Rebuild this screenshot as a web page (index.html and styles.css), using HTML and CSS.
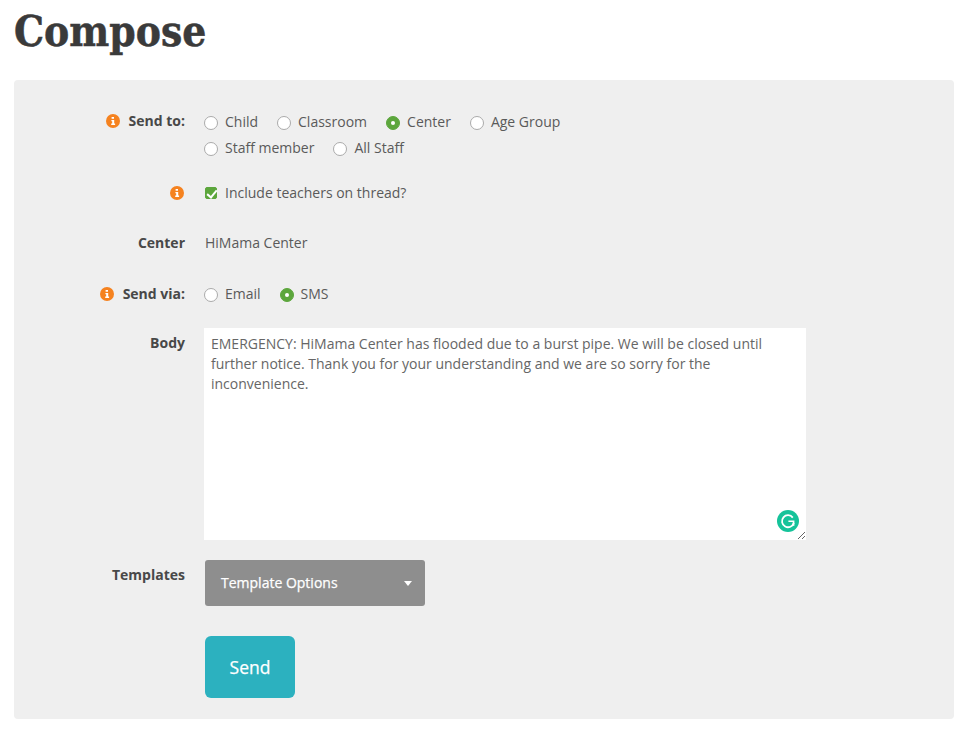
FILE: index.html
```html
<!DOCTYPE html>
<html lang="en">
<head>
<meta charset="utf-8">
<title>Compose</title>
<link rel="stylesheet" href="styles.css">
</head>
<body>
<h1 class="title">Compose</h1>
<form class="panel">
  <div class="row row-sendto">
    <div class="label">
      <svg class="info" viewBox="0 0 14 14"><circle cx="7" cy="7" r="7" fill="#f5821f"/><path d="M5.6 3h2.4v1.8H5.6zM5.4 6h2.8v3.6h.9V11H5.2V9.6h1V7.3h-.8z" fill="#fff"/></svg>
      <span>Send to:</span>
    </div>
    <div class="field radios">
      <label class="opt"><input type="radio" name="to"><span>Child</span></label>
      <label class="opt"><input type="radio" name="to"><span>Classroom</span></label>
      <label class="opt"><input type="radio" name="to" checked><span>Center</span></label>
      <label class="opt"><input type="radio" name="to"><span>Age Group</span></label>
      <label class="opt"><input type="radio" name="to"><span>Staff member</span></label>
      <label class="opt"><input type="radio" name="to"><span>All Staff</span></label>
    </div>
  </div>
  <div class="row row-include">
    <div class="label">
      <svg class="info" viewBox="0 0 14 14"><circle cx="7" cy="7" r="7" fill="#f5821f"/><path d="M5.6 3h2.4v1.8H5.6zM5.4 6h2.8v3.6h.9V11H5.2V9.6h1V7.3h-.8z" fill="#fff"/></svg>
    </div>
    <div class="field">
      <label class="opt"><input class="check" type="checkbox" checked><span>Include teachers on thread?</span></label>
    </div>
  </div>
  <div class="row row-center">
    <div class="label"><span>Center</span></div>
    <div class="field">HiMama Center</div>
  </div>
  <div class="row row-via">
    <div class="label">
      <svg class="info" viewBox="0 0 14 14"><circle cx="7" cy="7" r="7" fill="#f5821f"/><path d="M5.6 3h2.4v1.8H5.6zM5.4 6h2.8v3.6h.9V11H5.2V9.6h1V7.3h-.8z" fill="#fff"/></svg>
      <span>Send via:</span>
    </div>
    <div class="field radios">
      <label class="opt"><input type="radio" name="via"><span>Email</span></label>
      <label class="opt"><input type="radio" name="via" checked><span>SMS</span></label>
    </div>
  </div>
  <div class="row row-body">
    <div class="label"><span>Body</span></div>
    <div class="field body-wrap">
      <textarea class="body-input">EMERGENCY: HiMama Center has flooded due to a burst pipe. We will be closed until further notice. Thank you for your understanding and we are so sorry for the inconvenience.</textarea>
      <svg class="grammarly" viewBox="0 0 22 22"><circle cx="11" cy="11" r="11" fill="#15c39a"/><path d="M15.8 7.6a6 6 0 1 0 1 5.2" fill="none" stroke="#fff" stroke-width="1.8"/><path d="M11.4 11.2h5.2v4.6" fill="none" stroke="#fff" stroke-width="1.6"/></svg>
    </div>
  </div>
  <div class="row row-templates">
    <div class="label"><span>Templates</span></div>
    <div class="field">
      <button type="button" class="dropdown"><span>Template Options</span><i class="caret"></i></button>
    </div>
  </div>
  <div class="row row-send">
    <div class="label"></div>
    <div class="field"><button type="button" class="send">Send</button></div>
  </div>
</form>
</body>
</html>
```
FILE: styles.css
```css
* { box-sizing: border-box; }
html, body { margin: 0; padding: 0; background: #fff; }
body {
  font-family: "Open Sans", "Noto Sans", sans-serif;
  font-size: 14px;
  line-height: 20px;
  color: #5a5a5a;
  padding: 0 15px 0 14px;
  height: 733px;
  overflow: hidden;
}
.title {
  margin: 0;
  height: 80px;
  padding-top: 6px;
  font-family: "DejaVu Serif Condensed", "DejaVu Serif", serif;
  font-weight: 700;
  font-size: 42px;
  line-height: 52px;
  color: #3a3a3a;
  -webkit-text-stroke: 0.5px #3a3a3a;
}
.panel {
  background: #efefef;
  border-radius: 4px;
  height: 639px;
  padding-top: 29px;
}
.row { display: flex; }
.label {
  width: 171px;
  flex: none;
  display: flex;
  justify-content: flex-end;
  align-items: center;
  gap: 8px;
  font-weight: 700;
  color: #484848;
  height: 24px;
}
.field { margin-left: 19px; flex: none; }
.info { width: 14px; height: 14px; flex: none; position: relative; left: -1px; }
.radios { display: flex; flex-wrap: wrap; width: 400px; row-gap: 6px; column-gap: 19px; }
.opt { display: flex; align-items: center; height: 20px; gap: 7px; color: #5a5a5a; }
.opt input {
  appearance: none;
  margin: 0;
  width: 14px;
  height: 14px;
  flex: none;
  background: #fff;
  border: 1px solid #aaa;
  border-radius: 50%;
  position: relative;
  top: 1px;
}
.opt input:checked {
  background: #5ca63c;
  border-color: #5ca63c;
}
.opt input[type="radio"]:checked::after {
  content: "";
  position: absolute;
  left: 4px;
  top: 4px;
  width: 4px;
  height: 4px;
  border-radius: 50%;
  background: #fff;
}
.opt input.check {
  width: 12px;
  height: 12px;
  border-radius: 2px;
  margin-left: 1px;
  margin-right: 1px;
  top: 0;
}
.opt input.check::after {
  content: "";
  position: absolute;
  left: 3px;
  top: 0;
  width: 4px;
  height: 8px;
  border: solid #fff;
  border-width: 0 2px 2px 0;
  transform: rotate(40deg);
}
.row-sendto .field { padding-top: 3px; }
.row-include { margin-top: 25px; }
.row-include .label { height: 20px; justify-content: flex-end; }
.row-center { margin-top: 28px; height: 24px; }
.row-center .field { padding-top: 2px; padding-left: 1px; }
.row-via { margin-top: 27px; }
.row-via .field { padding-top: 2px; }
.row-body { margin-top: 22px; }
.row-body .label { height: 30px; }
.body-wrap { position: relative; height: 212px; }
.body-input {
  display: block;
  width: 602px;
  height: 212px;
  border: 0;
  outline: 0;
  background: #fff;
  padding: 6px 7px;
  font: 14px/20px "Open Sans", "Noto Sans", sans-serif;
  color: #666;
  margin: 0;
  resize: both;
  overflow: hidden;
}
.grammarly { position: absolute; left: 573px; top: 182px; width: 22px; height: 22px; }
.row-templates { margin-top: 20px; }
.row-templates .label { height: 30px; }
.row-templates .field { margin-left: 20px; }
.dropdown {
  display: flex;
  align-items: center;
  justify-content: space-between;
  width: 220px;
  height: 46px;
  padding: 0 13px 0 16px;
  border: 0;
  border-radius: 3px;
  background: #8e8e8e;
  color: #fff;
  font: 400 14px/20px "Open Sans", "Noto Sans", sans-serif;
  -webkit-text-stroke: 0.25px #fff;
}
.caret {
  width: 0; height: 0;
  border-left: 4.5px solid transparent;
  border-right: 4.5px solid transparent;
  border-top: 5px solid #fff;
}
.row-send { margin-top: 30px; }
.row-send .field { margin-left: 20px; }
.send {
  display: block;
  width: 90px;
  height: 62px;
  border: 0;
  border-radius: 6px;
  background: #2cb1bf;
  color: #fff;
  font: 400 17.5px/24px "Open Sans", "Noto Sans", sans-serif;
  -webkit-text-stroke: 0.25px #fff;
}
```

● ● ● ● ●

▶ [Problem statement]: Reproduce the data verbatim. Do not carry any picture into the copy.

▶ [Written solution]:
Rebuild this screenshot as a web page (index.html and styles.css), using HTML and CSS.
FILE: index.html
```html
<!DOCTYPE html>
<html lang="en">
<head>
<meta charset="utf-8">
<title>Compose</title>
<link rel="stylesheet" href="styles.css">
</head>
<body>
<h1 class="title">Compose</h1>
<form class="panel">
  <div class="row row-sendto">
    <div class="label">
      <svg class="info" viewBox="0 0 14 14"><circle cx="7" cy="7" r="7" fill="#f5821f"/><path d="M5.6 3h2.4v1.8H5.6zM5.4 6h2.8v3.6h.9V11H5.2V9.6h1V7.3h-.8z" fill="#fff"/></svg>
      <span>Send to:</span>
    </div>
    <div class="field radios">
      <label class="opt"><input type="radio" name="to"><span>Child</span></label>
      <label class="opt"><input type="radio" name="to"><span>Classroom</span></label>
      <label class="opt"><input type="radio" name="to" checked><span>Center</span></label>
      <label class="opt"><input type="radio" name="to"><span>Age Group</span></label>
      <label class="opt"><input type="radio" name="to"><span>Staff member</span></label>
      <label class="opt"><input type="radio" name="to"><span>All Staff</span></label>
    </div>
  </div>
  <div class="row row-include">
    <div class="label">
      <svg class="info" viewBox="0 0 14 14"><circle cx="7" cy="7" r="7" fill="#f5821f"/><path d="M5.6 3h2.4v1.8H5.6zM5.4 6h2.8v3.6h.9V11H5.2V9.6h1V7.3h-.8z" fill="#fff"/></svg>
    </div>
    <div class="field">
      <label class="opt"><input class="check" type="checkbox" checked><span>Include teachers on thread?</span></label>
    </div>
  </div>
  <div class="row row-center">
    <div class="label"><span>Center</span></div>
    <div class="field">HiMama Center</div>
  </div>
  <div class="row row-via">
    <div class="label">
      <svg class="info" viewBox="0 0 14 14"><circle cx="7" cy="7" r="7" fill="#f5821f"/><path d="M5.6 3h2.4v1.8H5.6zM5.4 6h2.8v3.6h.9V11H5.2V9.6h1V7.3h-.8z" fill="#fff"/></svg>
      <span>Send via:</span>
    </div>
    <div class="field radios">
      <label class="opt"><input type="radio" name="via"><span>Email</span></label>
      <label class="opt"><input type="radio" name="via" checked><span>SMS</span></label>
    </div>
  </div>
  <div class="row row-body">
    <div class="label"><span>Body</span></div>
    <div class="field body-wrap">
      <textarea class="body-input">EMERGENCY: HiMama Center has flooded due to a burst pipe. We will be closed until further notice. Thank you for your understanding and we are so sorry for the inconvenience.</textarea>
      <svg class="grammarly" viewBox="0 0 22 22"><circle cx="11" cy="11" r="11" fill="#15c39a"/><path d="M15.8 7.6a6 6 0 1 0 1 5.2" fill="none" stroke="#fff" stroke-width="1.8"/><path d="M11.4 11.2h5.2v4.6" fill="none" stroke="#fff" stroke-width="1.6"/></svg>
    </div>
  </div>
  <div class="row row-templates">
    <div class="label"><span>Templates</span></div>
    <div class="field">
      <button type="button" class="dropdown"><span>Template Options</span><i class="caret"></i></button>
    </div>
  </div>
  <div class="row row-send">
    <div class="label"></div>
    <div class="field"><button type="button" class="send">Send</button></div>
  </div>
</form>
</body>
</html>
```
FILE: styles.css
```css
* { box-sizing: border-box; }
html, body { margin: 0; padding: 0; background: #fff; }
body {
  font-family: "Open Sans", "Noto Sans", sans-serif;
  font-size: 14px;
  line-height: 20px;
  color: #5a5a5a;
  padding: 0 15px 0 14px;
  height: 733px;
  overflow: hidden;
}
.title {
  margin: 0;
  height: 80px;
  padding-top: 6px;
  font-family: "DejaVu Serif Condensed", "DejaVu Serif", serif;
  font-weight: 700;
  font-size: 42px;
  line-height: 52px;
  color: #3a3a3a;
  -webkit-text-stroke: 0.5px #3a3a3a;
}
.panel {
  background: #efefef;
  border-radius: 4px;
  height: 639px;
  padding-top: 29px;
}
.row { display: flex; }
.label {
  width: 171px;
  flex: none;
  display: flex;
  justify-content: flex-end;
  align-items: center;
  gap: 8px;
  font-weight: 700;
  color: #484848;
  height: 24px;
}
.field { margin-left: 19px; flex: none; }
.info { width: 14px; height: 14px; flex: none; position: relative; left: -1px; }
.radios { display: flex; flex-wrap: wrap; width: 400px; row-gap: 6px; column-gap: 19px; }
.opt { display: flex; align-items: center; height: 20px; gap: 7px; color: #5a5a5a; }
.opt input {
  appearance: none;
  margin: 0;
  width: 14px;
  height: 14px;
  flex: none;
  background: #fff;
  border: 1px solid #aaa;
  border-radius: 50%;
  position: relative;
  top: 1px;
}
.opt input:checked {
  background: #5ca63c;
  border-color: #5ca63c;
}
.opt input[type="radio"]:checked::after {
  content: "";
  position: absolute;
  left: 4px;
  top: 4px;
  width: 4px;
  height: 4px;
  border-radius: 50%;
  background: #fff;
}
.opt input.check {
  width: 12px;
  height: 12px;
  border-radius: 2px;
  margin-left: 1px;
  margin-right: 1px;
  top: 0;
}
.opt input.check::after {
  content: "";
  position: absolute;
  left: 3px;
  top: 0;
  width: 4px;
  height: 8px;
  border: solid #fff;
  border-width: 0 2px 2px 0;
  transform: rotate(40deg);
}
.row-sendto .field { padding-top: 3px; }
.row-include { margin-top: 25px; }
.row-include .label { height: 20px; justify-content: flex-end; }
.row-center { margin-top: 28px; height: 24px; }
.row-center .field { padding-top: 2px; padding-left: 1px; }
.row-via { margin-top: 27px; }
.row-via .field { padding-top: 2px; }
.row-body { margin-top: 22px; }
.row-body .label { height: 30px; }
.body-wrap { position: relative; height: 212px; }
.body-input {
  display: block;
  width: 602px;
  height: 212px;
  border: 0;
  outline: 0;
  background: #fff;
  padding: 6px 7px;
  font: 14px/20px "Open Sans", "Noto Sans", sans-serif;
  color: #666;
  margin: 0;
  resize: both;
  overflow: hidden;
}
.grammarly { position: absolute; left: 573px; top: 182px; width: 22px; height: 22px; }
.row-templates { margin-top: 20px; }
.row-templates .label { height: 30px; }
.row-templates .field { margin-left: 20px; }
.dropdown {
  display: flex;
  align-items: center;
  justify-content: space-between;
  width: 220px;
  height: 46px;
  padding: 0 13px 0 16px;
  border: 0;
  border-radius: 3px;
  background: #8e8e8e;
  color: #fff;
  font: 400 14px/20px "Open Sans", "Noto Sans", sans-serif;
  -webkit-text-stroke: 0.25px #fff;
}
.caret {
  width: 0; height: 0;
  border-left: 4.5px solid transparent;
  border-right: 4.5px solid transparent;
  border-top: 5px solid #fff;
}
.row-send { margin-top: 30px; }
.row-send .field { margin-left: 20px; }
.send {
  display: block;
  width: 90px;
  height: 62px;
  border: 0;
  border-radius: 6px;
  background: #2cb1bf;
  color: #fff;
  font: 400 17.5px/24px "Open Sans", "Noto Sans", sans-serif;
  -webkit-text-stroke: 0.25px #fff;
}
```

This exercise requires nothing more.